During the COVID-19 stay-at-home order, I've been blessed to be able to work from home. However, I faced what many people suffered when switching from working in the office to working at home: a poor VPN connection. In my case, my connection would hiccup every 5 minutes.
This problem had shown up before we were forced to stay-at-home and I had worked on it with an excellent network administrator at my client. When tethered to my phone or using the office guest network, the VPN was rock-solid. It seemed to only fail on my home internet connection. This knowledge - combined with the stay-at-home order - gave me an excellent excuse to tinker on my home network.
The original network was a fairly typical setup:
My first suspect in this setup was the ISP Router. Looking through its settings, I saw that passing through the public IP to another device would bypass most of the network stack in the ISP Router. As I didn't want yet another all-in-one router sitting next to the ISP Router, I looked for a vendor that supported a modular, easy to expand and maintain setup. I ended up choosing Ubiquiti Networks because of their unified dashboard that I could host myself and their "pro-sumer" hardware. A few days later, I brought home an EdgeRouter X (ER-X) and a Unifi AP Lite (AP) from the local Micro Center.

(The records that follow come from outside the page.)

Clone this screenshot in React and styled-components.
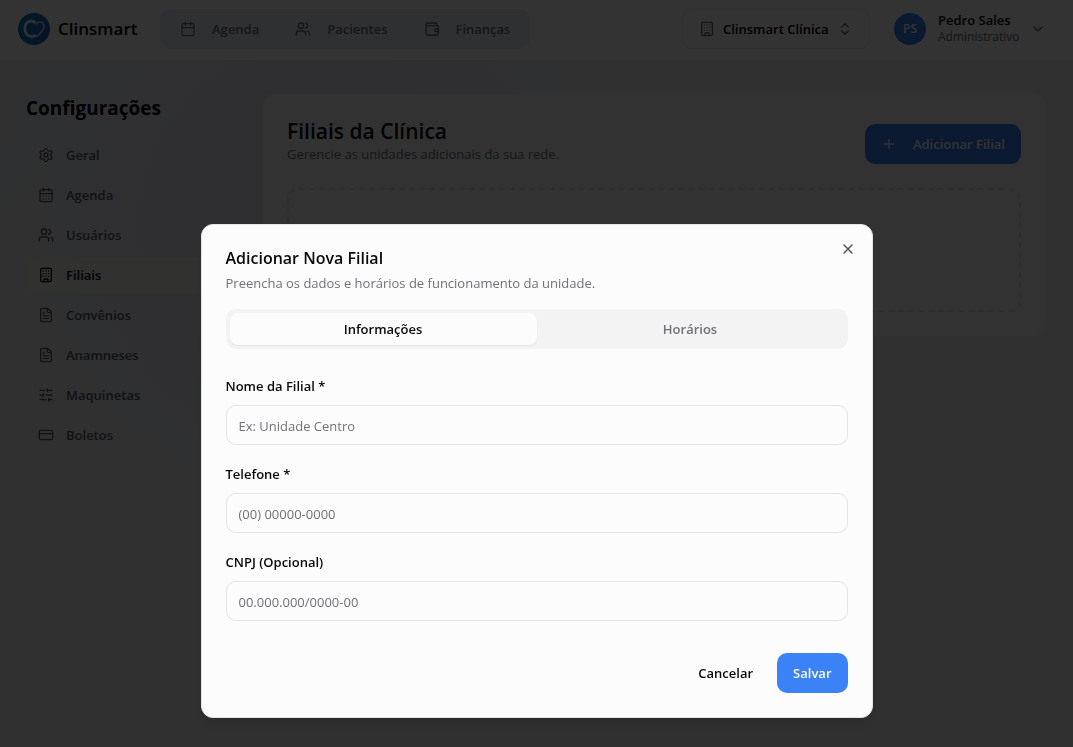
import React, { useState } from 'react'
import styled, { createGlobalStyle } from 'styled-components'
import {
  Building,
  Calendar,
  CalendarDays,
  ChevronDown,
  ChevronsUpDown,
  CreditCard,
  FileText,
  Plus,
  Settings,
  SlidersHorizontal,
  Users,
  Wallet,
  X
} from 'lucide-react'

const GlobalStyle = createGlobalStyle`
  * {
    box-sizing: border-box;
  }
  body {
    margin: 0;
    color: #09090b;
    font-family: 'Segoe UI', 'Open Sans', 'Noto Sans', sans-serif;
    font-size: 13px;
    line-height: 20px;
    background: #f5f5f7;
  }
  button, input {
    font: inherit;
    color: inherit;
  }
  button {
    border: 0;
    padding: 0;
    background: none;
    cursor: pointer;
  }
  h1, h2, p {
    margin: 0;
  }
  a {
    color: inherit;
    text-decoration: none;
  }
  svg {
    flex-shrink: 0;
  }
`

const Page = styled.div`
  min-height: 100vh;
  background: radial-gradient(
      circle at 30% 30%,
      rgba(99, 102, 241, 0.06),
      transparent 400px
    ),
    linear-gradient(135deg, #eef1f2, #f0f0f4 50%, #f0f0f2);
`

const Header = styled.header`
  display: flex;
  align-items: center;
  height: 61px;
  padding: 0 27px 2px 18px;
  background: #fbfcfb;
  border-bottom: 1px solid #f1f1f3;
`

const Brand = styled.a`
  display: flex;
  align-items: center;
  gap: 8px;
  width: 142px;
  font-size: 17px;
  font-weight: 600;
`

const Nav = styled.nav`
  display: flex;
  gap: 4px;
  height: 40px;
  padding: 4px;
  border-radius: 12px;
  background: #eceef2;
`

const NavLink = styled.a`
  display: flex;
  align-items: center;
  gap: 16px;
  padding: 0 16px;
  font-weight: 600;
  color: #71717a;
`

const ClinicPicker = styled.button`
  display: flex;
  align-items: center;
  gap: 8px;
  width: 188px;
  height: 40px;
  margin-left: auto;
  padding: 0 16px;
  border: 1px solid #ededf0;
  border-radius: 10px;
  font-weight: 600;
  white-space: nowrap;
  & svg {
    color: #71717a;
  }
`

const UserMenu = styled.button`
  display: flex;
  align-items: center;
  gap: 12px;
  margin-left: 24px;
  text-align: left;
`

const Avatar = styled.span`
  display: flex;
  align-items: center;
  justify-content: center;
  width: 32px;
  height: 32px;
  border-radius: 50%;
  font-size: 12px;
  font-weight: 600;
  color: #f8fafc;
  background: #3b82f6;
`

const UserText = styled.span`
  display: flex;
  flex-direction: column;
  width: 80px;
  line-height: 16px;
  font-weight: 600;
  & small {
    font-size: 12px;
    font-weight: 400;
    line-height: 18px;
    color: #71717a;
  }
`

const Main = styled.main`
  display: grid;
  grid-template-columns: 213px 1fr;
  align-items: start;
  gap: 24px;
  padding: 33px 28px 33px 26px;
`

const SideTitle = styled.h1`
  margin-bottom: 15px;
  font-size: 19px;
  font-weight: 700;
  line-height: 28px;
`

const SideNav = styled.nav`
  display: flex;
  flex-direction: column;
  gap: 4px;
`

const SideLink = styled.a`
  display: flex;
  align-items: center;
  gap: 12px;
  height: 36px;
  padding: 0 12px;
  border-radius: 10px;
  font-weight: 600;
  color: ${props => (props.$active ? '#09090b' : '#5c5c66')};
  background: ${props => (props.$active ? '#f3f2f0' : 'transparent')};
`

const Card = styled.section`
  padding: 24px;
  border-radius: 12px;
  background: #fbfbfb;
`

const CardHeader = styled.div`
  display: flex;
  align-items: flex-end;
  justify-content: space-between;
  margin-bottom: 24px;
`

const CardTitle = styled.h2`
  font-size: 21px;
  font-weight: 600;
  line-height: 26px;
`

const Muted = styled.p`
  color: #71717a;
`

const Button = styled.button`
  display: flex;
  align-items: center;
  gap: 16px;
  height: 40px;
  padding: 0 16px;
  border-radius: 10px;
  font-weight: 600;
  color: ${props => (props.$primary ? '#f8fafc' : '#09090b')};
  background: ${props => (props.$primary ? '#3b82f6' : 'transparent')};
`

const EmptyBox = styled.div`
  height: 124px;
  border: 2px dashed #e6e6ea;
  border-radius: 12px;
`

const Overlay = styled.div`
  position: fixed;
  inset: 0;
  display: flex;
  align-items: flex-start;
  justify-content: center;
  padding-top: 224px;
  overflow: auto;
  background: rgba(0, 0, 0, 0.8);
`

const Dialog = styled.form`
  position: relative;
  width: 100%;
  max-width: 672px;
  padding: 24px;
  border: 1px solid #e4e4e7;
  border-radius: 12px;
  background: #fcfcfc;
  box-shadow: 0 10px 15px -3px rgba(0, 0, 0, 0.1),
    0 4px 6px -4px rgba(0, 0, 0, 0.1);
`

const DialogTitle = styled.h2`
  margin-bottom: 6px;
  font-size: 16px;
  font-weight: 600;
  line-height: 18px;
`

const CloseButton = styled.button`
  position: absolute;
  top: 16px;
  right: 16px;
  display: flex;
  color: #52525b;
`

const Tabs = styled.div`
  display: grid;
  grid-template-columns: 1fr 1fr;
  height: 40px;
  margin: 16px 0 30px;
  padding: 4px;
  border-radius: 10px;
  background: #f3f3f3;
`

const Tab = styled.button`
  border-radius: 8px;
  font-weight: 600;
  color: ${props => (props.$active ? '#09090b' : '#71717a')};
  background: ${props => (props.$active ? '#fcfcfc' : 'transparent')};
  box-shadow: ${props =>
    props.$active ? '0 1px 2px rgba(0, 0, 0, 0.06)' : 'none'};
`

const Fields = styled.div`
  display: flex;
  flex-direction: column;
  gap: 22px;
`

const Field = styled.div`
  display: flex;
  flex-direction: column;
  gap: 12px;
  & label {
    line-height: 14px;
    font-weight: 600;
  }
  & input {
    width: 100%;
    height: 40px;
    padding: 2px 12px 0;
    border: 1px solid #e4e4e7;
    border-radius: 10px;
    background: transparent;
  }
  & input::placeholder {
    color: #71717a;
    opacity: 1;
  }
`

const Footer = styled.div`
  display: flex;
  justify-content: flex-end;
  gap: 8px;
  margin-top: 32px;
`

const navItems = [
  { label: 'Agenda', icon: Calendar },
  { label: 'Pacientes', icon: Users },
  { label: 'Finanças', icon: Wallet }
]

const sideItems = [
  { label: 'Geral', icon: Settings },
  { label: 'Agenda', icon: CalendarDays },
  { label: 'Usuários', icon: Users },
  { label: 'Filiais', icon: Building },
  { label: 'Convênios', icon: FileText },
  { label: 'Anamneses', icon: FileText },
  { label: 'Maquinetas', icon: SlidersHorizontal },
  { label: 'Boletos', icon: CreditCard }
]

const fields = [
  { id: 'nome', label: 'Nome da Filial *', placeholder: 'Ex: Unidade Centro' },
  { id: 'telefone', label: 'Telefone *', placeholder: '(00) 00000-0000' },
  { id: 'cnpj', label: 'CNPJ (Opcional)', placeholder: '00.000.000/0000-00' }
]

const Logo = () => (
  <svg width="32" height="32" viewBox="0 0 32 32" fill="none">
    <defs>
      <linearGradient id="logo" x1="0" y1="0" x2="1" y2="0">
        <stop offset="0" stopColor="#0f7cc0" />
        <stop offset="1" stopColor="#1d66c4" />
      </linearGradient>
    </defs>
    <circle cx="16" cy="16" r="16" fill="url(#logo)" />
    <path
      d="M17.6 10C16.2 8.6 14.6 8 12.8 8C9.2 8 6.9 11.3 6.9 15.6C6.9 20.4 9.8 23.6 13.6 23.6C15.2 23.6 16.8 23.1 18 22.2"
      stroke="#e4eefa"
      strokeWidth="2.8"
    />
    <path
      d="M18.4 11C20 8.6 22.8 8.2 24.5 9.8C26.8 12 26 15.4 23.8 18.4C22.4 20.4 20.8 21.8 19 23.4"
      stroke="#e4eefa"
      strokeWidth="1.4"
      strokeLinecap="round"
    />
  </svg>
)

const App = () => {
  const [tab, setTab] = useState('Informações')

  return (
    <Page>
      <GlobalStyle />
      <Header>
        <Brand href="#">
          <Logo />
          Clinsmart
        </Brand>
        <Nav>
          {navItems.map(({ label, icon: Icon }) => (
            <NavLink href="#" key={label}>
              <Icon size={16} />
              {label}
            </NavLink>
          ))}
        </Nav>
        <ClinicPicker type="button">
          <Building size={16} />
          Clinsmart Clínica
          <ChevronsUpDown size={16} />
        </ClinicPicker>
        <UserMenu type="button">
          <Avatar>PS</Avatar>
          <UserText>
            Pedro Sales
            <small>Administrativo</small>
          </UserText>
          <ChevronDown size={16} color="#71717a" />
        </UserMenu>
      </Header>

      <Main>
        <aside>
          <SideTitle>Configurações</SideTitle>
          <SideNav>
            {sideItems.map(({ label, icon: Icon }) => (
              <SideLink href="#" key={label} $active={label === 'Filiais'}>
                <Icon size={16} />
                {label}
              </SideLink>
            ))}
          </SideNav>
        </aside>
        <Card>
          <CardHeader>
            <div>
              <CardTitle>Filiais da Clínica</CardTitle>
              <Muted>Gerencie as unidades adicionais da sua rede.</Muted>
            </div>
            <Button type="button" $primary>
              <Plus size={16} />
              Adicionar Filial
            </Button>
          </CardHeader>
          <EmptyBox />
        </Card>
      </Main>

      <Overlay>
        <Dialog
          role="dialog"
          aria-labelledby="dialog-title"
          onSubmit={e => e.preventDefault()}
        >
          <DialogTitle id="dialog-title">Adicionar Nova Filial</DialogTitle>
          <Muted>
            Preencha os dados e horários de funcionamento da unidade.
          </Muted>
          <CloseButton type="button" aria-label="Fechar">
            <X size={16} />
          </CloseButton>
          <Tabs role="tablist">
            {['Informações', 'Horários'].map(name => (
              <Tab
                type="button"
                role="tab"
                key={name}
                aria-selected={tab === name}
                $active={tab === name}
                onClick={() => setTab(name)}
              >
                {name}
              </Tab>
            ))}
          </Tabs>
          <Fields>
            {fields.map(field => (
              <Field key={field.id}>
                <label htmlFor={field.id}>{field.label}</label>
                <input id={field.id} placeholder={field.placeholder} />
              </Field>
            ))}
          </Fields>
          <Footer>
            <Button type="button">Cancelar</Button>
            <Button type="submit" $primary>
              Salvar
            </Button>
          </Footer>
        </Dialog>
      </Overlay>
    </Page>
  )
}

export default App
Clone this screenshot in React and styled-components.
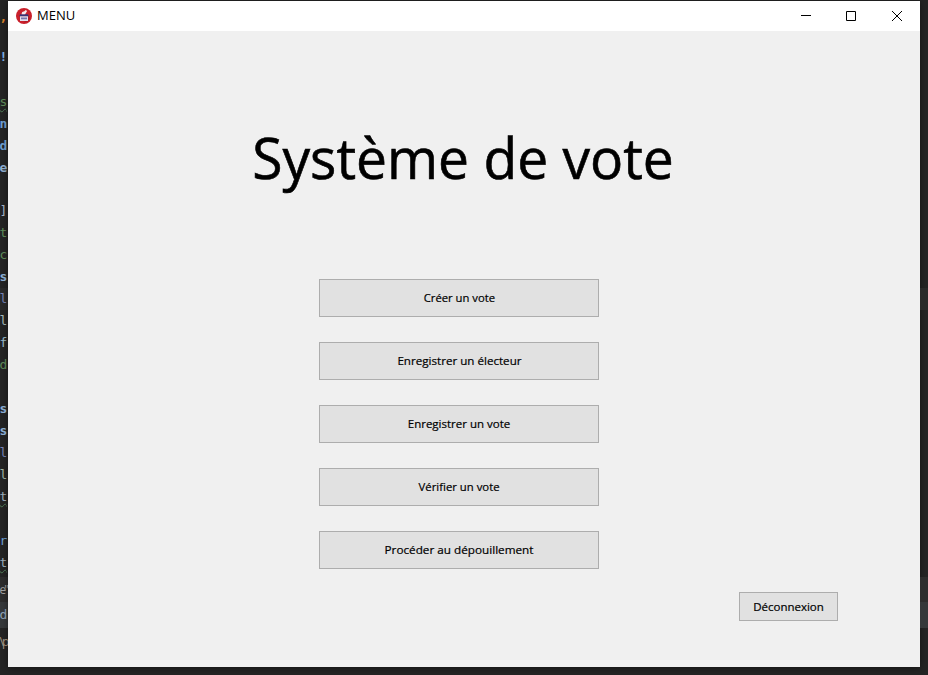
import React from "react";
import styled, { createGlobalStyle } from "styled-components";

const GlobalStyle = createGlobalStyle`
  * { box-sizing: border-box; }
  html, body { margin: 0; overflow: hidden; background: #242424; }
`;

const Desktop = styled.div`
  display: grid;
  grid-template-columns: 8px 912px 8px;
  width: 928px;
  height: 675px;
  overflow: hidden;
  background: #242424;
`;

const Gutter = styled.div`
  height: 675px;
  overflow: hidden;
`;

const CodeRow = styled.div`
  height: ${(p) => p.$h}px;
  line-height: ${(p) => p.$h}px;
  text-indent: -0.5px;
  background: ${(p) => p.$bg || "transparent"};
  color: ${(p) => p.$color || "#9aa8b5"};
  font-family: ${(p) => (p.$narrow ? '"Open Sans", sans-serif' : '"DejaVu Sans Mono", "Liberation Mono", monospace')};
  font-size: ${(p) => (p.$narrow ? 12 : 13)}px;
  font-weight: ${(p) => (p.$bold ? 700 : 400)};
  letter-spacing: ${(p) => (p.$narrow ? -2 : -0.5)}px;
  white-space: pre;
  overflow: hidden;
  text-decoration: ${(p) => (p.$wavy ? "underline wavy #4e7a55 1px" : "none")};
  text-underline-offset: 2px;
`;

const Window = styled.main`
  display: flex;
  flex-direction: column;
  margin-top: 1px;
  height: 666px;
  background: #f0f0f0;
  box-shadow: 0 1px 6px rgba(0, 0, 0, 0.45);
  color: #000;
`;

const TitleBar = styled.header`
  display: flex;
  align-items: center;
  height: 30px;
  padding-left: 8px;
  background: #fff;
`;

const WindowName = styled.div`
  flex: 1;
  height: 30px;
  padding-left: 5px;
  font: 13px/28px "Open Sans", "Noto Sans", sans-serif;
`;

const Label = styled.span`
  display: inline-block;
  white-space: nowrap;
  transform: scaleX(${(p) => p.$stretch || 1});
  transform-origin: ${(p) => p.$origin || "center"};
`;

const Control = styled.div`
  display: flex;
  align-items: center;
  justify-content: center;
  width: 46px;
  height: 30px;
`;

const Content = styled.section`
  display: flex;
  flex-direction: column;
  align-items: center;
  padding-top: 84px;
`;

const Heading = styled.h1`
  margin: 0 1px 0 0;
  height: 84px;
  font: 400 56px/84px "Open Sans", "Noto Sans", sans-serif;
  -webkit-text-stroke: 0.6px #000;
`;

const Actions = styled.nav`
  display: flex;
  flex-direction: column;
  gap: 25px;
  margin: 80px 10px 0 0;
`;

const Button = styled.button`
  display: flex;
  align-items: center;
  justify-content: center;
  width: ${(p) => (p.$small ? 99 : 280)}px;
  height: ${(p) => (p.$small ? 29 : 38)}px;
  padding: 0;
  border: 1px solid #adadad;
  border-radius: 0;
  background: #e1e1e1;
  color: #000;
  font: 11.5px/16px "Open Sans", "Noto Sans", sans-serif;
  -webkit-text-stroke: 0.2px #000;
`;

const Footer = styled.footer`
  display: flex;
  align-self: stretch;
  justify-content: flex-end;
  padding: 23px 82px 0 0;
`;

const BLUE = "#6f9fd0";
const GREEN = "#5f8c59";
const GREY = "#9dabb8";

const codeRows = [
  { h: 6 }, { h: 22, t: ",", c: "#d9822b", b: true }, { h: 18 },
  { h: 22, t: "!", c: "#7db0e6", b: true }, { h: 23 },
  { h: 22, t: "s", c: GREEN, wavy: true },
  { h: 22, t: "n", c: BLUE, b: true }, { h: 22, t: "d", c: BLUE, b: true },
  { h: 22, t: "e", c: "#91b0d0", b: true }, { h: 21 },
  { h: 22, t: "]", c: "#a6b4c6" }, { h: 22, t: "t", c: GREEN },
  { h: 22, t: "c", c: GREEN }, { h: 22, t: "s", c: "#8fb1d6", b: true },
  { h: 22, t: "l", c: "#7782b4", bg: "#2a2a2a" }, { h: 22, t: "l", c: "#a5b8b9" },
  { h: 22, t: "f", c: "#9abac8" }, { h: 22, t: "d", c: GREEN }, { h: 22 },
  { h: 22, t: "s", c: "#8fb1d6", b: true }, { h: 22, t: "s", c: "#8fb1d6", b: true },
  { h: 22, t: "l", c: "#7782b4" }, { h: 22, t: "l", c: "#9fb3a5" },
  { h: 22, t: "t", c: GREY, wavy: true }, { h: 22 },
  { h: 22, t: "r", c: BLUE }, { h: 22, t: "t", c: GREY, wavy: true }, { h: 3 },
  { h: 25, t: 'e"', c: "#a3a3a3", bg: "#2d2d2d", n: true },
  { h: 26, t: "d", c: "#92a5b8", bg: "#35383a" },
  { h: 27, t: "\\p", c: "#a99a88", n: true },
];

const actions = [
  ["Créer un vote", 0.98],
  ["Enregistrer un électeur", 1.01],
  ["Enregistrer un vote", 1],
  ["Vérifier un vote", 0.985],
  ["Procéder au dépouillement", 1.02],
];

const AppIcon = () => (
  <svg width="16" height="16" viewBox="0 0 16 16">
    <circle cx="8" cy="8" r="8" fill="#c9202b" />
    <path d="M12 8l2.5 2-2.5 3.5-4 1z" fill="#a91d27" />
    <path d="M4.300 6.300h7.400l.8 1.200v1H3.500v-1z" fill="#343579" />
    <path d="M4 8.300h8v4.700H4z" fill="#e2e1ef" />
    <path d="M5 9.500h6v1.800H5z" fill="#7676ac" />
    <path d="M5.500 6.300 6.200 4l2.200-.8 1.300-1.100 1.400 1-1 1.600-1 1.600z" fill="#f5e9ec" />
  </svg>
);

export default function App() {
  return (
    <>
      <GlobalStyle />
      <Desktop>
        <Gutter>
          {codeRows.map((r, i) => (
            <CodeRow key={i} $h={r.h} $color={r.c} $bg={r.bg} $bold={r.b} $wavy={r.wavy} $narrow={r.n}>
              {r.t}
            </CodeRow>
          ))}
        </Gutter>
        <Window>
          <TitleBar>
            <AppIcon />
            <WindowName><Label $origin="left">MENU</Label></WindowName>
            <Control>
              <svg width="12" height="10"><path d="M2 4.500h10" stroke="#000" /></svg>
            </Control>
            <Control>
              <svg width="10" height="10"><path d="M.5.5h9v9h-9z" fill="none" stroke="#000" /></svg>
            </Control>
            <Control>
              <svg width="10" height="10"><path d="M0 0 10 10M10 0 0 10" stroke="#000" /></svg>
            </Control>
          </TitleBar>
          <Content>
            <Heading><Label $stretch={0.985}>Système de vote</Label></Heading>
            <Actions>
              {actions.map(([text, stretch]) => (
                <Button key={text}><Label $stretch={stretch}>{text}</Label></Button>
              ))}
            </Actions>
            <Footer>
              <Button $small><Label>Déconnexion</Label></Button>
            </Footer>
          </Content>
        </Window>
        <Gutter>
          <CodeRow $h={288} />
          <CodeRow $h={22} $bg="#2a2a2a" />
          <CodeRow $h={267} />
          <CodeRow $h={25} $bg="#2d2d2d" />
          <CodeRow $h={26} $bg="#35383a" />
        </Gutter>
      </Desktop>
    </>
  );
}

After a few hours of tinkering, I had the following setup:
With this in place, the VPN drops stopped occurring and the latency dropped by a few milliseconds. I was elated, but then I noticed another problem. While the VPN remained connected, random latency spikes would cause pages to time out and video calls to drop. Ping would initially report dropped packets until the latency dropped, at which point the missing return packets would all simultaneously appear. My initial thought was that the packets were leaving the network but not making it back until the latency dropped. Suspecting that the IP passthrough hadn't really solved the problem, I attempted to physically bypass the ISP Router with the ER-X.
The ISP network will refuse service to unauthenticated devices attached to it. This meant that the ER-X needed to somehow authenticate itself in the same way that the ISP Router did. After some more research, I found three ways to accomplish this:
I picked the second option as bridging meant a slower connection and extracting authentication keys seemed legally dubious. I changed the physical configuration again and began configuring the ER-X.
I was able to get eap_proxy started only after I found an issue on the eap_proxy Github project and downgraded the firmware on the ER-X to an older supported version. However, the auth packets from the ISP network still weren't making it to the ISP Router. After tweaking different settings and some more research, I found a guide on Github which solved my problem. To make sure that only the required setting were in place, I reset the ER-X to it's factory settings and then walked through authenticating with the ISP network one last time.
With this final set up, I again tested my VPN connection...no dice. Armed with the additional details now in the Ubiquiti dashboard, my new suspect was the AP, as I saw a jump of WIFI retries when I was working in my study. So I bought an Ethernet cable and ran it to the study, to see if that would solve the problem...no dice. I replace the cable between the ER-X and the FTTH connection...no dice.
I was rapidly running out of options. Mildly frustrated that my hardware fixes didn't make any difference, I started tcpdump on the router and watched the VPN keepalive packets between the laptop and the VPN server. Then my understanding of the problem flipped. The laptop would pause in sending the keepalive and then it would send a whole bunch, matching the latency spike. The laptop itself was source of the problem. With this new insight, I set out to show whether it was a hardware or software problem.
To test whether it was a hardware problem, I set up a Linux VM on the laptop and connected to the VPN within the VM using openconnect. No problems. Perhaps the supplied AnyConnect client was the problem? I looked through the brew repository and discovered that an openconnect client existed for macos. I immediately installed and tested it. no problems.
Reaching this resolution took a couple weeks and it's held up for several weeks now. The open-source alternative to the AnyConnect client has been working just fine. At some point, I'll need to re-install the AnyConnect client to see if there was some old driver or library that was causing the network problem. It's been very nice to be able to get my work done without my connection dropping all the time.